Asymptotic Approximations

Purpose

Here, simplified expressions for the electric and magnetic fields are presented for several cases. By examining simplified expressions, we can more easily see how the fields depend on certain parameters. As the full analytic solution for the vector potential is rather simple, asymptotic approximations are not presented here.

Near-Field/Late-Times

For fields which are very close to the magnetic dipole source, or at sufficiently late times:

(300)$$\theta r=(\frac{\mu \sigma }{4t}{)}^{1/2}r\ll 1$$

As a result, the exponential and error functions can be approximated using Taylor expansion, where:

(301)$$e^{-{\theta }^2{r}^2}\approx 1-{\theta }^2{r}^2+\frac{1}{2}{\theta }^4{r}^4+...$$

and

(302)$$\text{erf}(\theta r)=\frac{2}{\sqrt{\pi }}\theta r-\frac{2}{3\sqrt{\pi }}{\theta }^3{r}^3+\frac{1}{5\sqrt{\pi }}{\theta }^5{r}^5+...$$

By substituting the above Taylor series into the analytic expressions for ${\mathbf{e}}_{\mathbf{m}}$ and ${\mathbf{h}}_{\mathbf{m}}$, we can obtain near-field/late-time approximations.
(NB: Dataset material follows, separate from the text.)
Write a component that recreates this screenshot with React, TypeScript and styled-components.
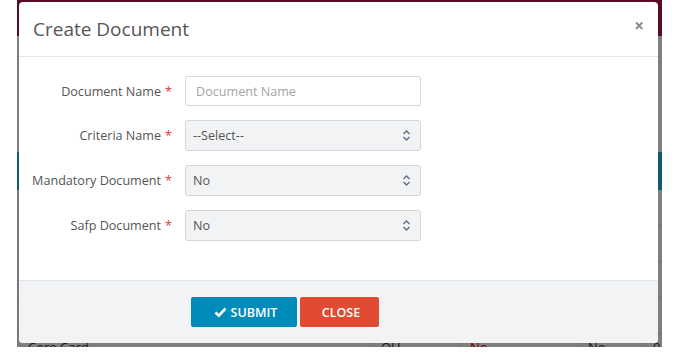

In the case of the electric field, the near-field/late-time approximation is given by:

(303)$${\mathbf{e}}_{\mathbf{m}}(t)\approx \frac{2m{\theta }^5}{{\pi }^{3/2}\sigma }(-z\hat{\mathbf{y}}+y\hat{\mathbf{z}})$$

According to Eq. (240), the near-field/late-time electric field decays proportional to $t^{-5/2}$. For the magnetic field, the near-field/late-time approximation is given by:

(304)$${\mathbf{h}}_{\mathbf{m}}(t)\approx \frac{2m}{15{\pi }^{3/2}{r}^3}[3{\theta }^5{r}^5(\frac{x^2}{r^2}\hat{\mathbf{x}}+\frac{xy}{r^2}\hat{\mathbf{y}}+\frac{xz}{r^2}\hat{\mathbf{z}})+(5{\theta }^3{r}^3-6{\theta }^5{r}^5)\hat{\mathbf{x}}]$$

According to Eq. (241), the $\hat{\mathbf{y}}$ and $\hat{\mathbf{z}}$ components of the magnetic field decay proportional to $t^{-5/2}$. For the $\hat{\mathbf{x}}$ component however, ${\theta }^3{r}^3$ terms remain. As a result, the $\hat{\mathbf{x}}$ component of the field decays proportional to $t^{-3/2}$ after sufficient time. The near-field/late-time approximation for the time-derivative of the magnetic field is given by:

(305)$$\frac{\partial {\mathbf{h}}_{\mathbf{m}}}{\partial t}\approx -\frac{4m{\theta }^5}{{\pi }^{3/2}\mu \sigma }[{\theta }^2{r}^2(\frac{x^2}{r^2}\hat{\mathbf{x}}+\frac{xy}{r^2}\hat{\mathbf{y}}+\frac{xz}{r^2}\hat{\mathbf{z}})+(1-2{\theta }^2{r}^2)\hat{\mathbf{x}}]$$

According to Eq. (242), $\hat{\mathbf{y}}$ and $\hat{\mathbf{z}}$ components of the field decay proportional to $t^{-7/2}$. In the $\hat{\mathbf{x}}$ however, ${\theta }^5{r}^5$ terms remain. As a result, the $\hat{\mathbf{x}}$ component of the field decays proportional to $t^{-5/2}$ after sufficient time.

Far-Field

For fields which are far from the magnetic dipole source, or at sufficiently early times:

(306)$$\theta r=(\frac{\mu \sigma }{4t}{)}^{1/2}r\gg 1$$

In this case, the exponential and complimentary error function can be approximated as follows:

(307)$$e^{-{\theta }^2{r}^2}\approx 0$$

and

(308)$$\text{erfc}(\theta r)\approx 0$$

As a result, there are no interesting asymptotic approximations for the far-field.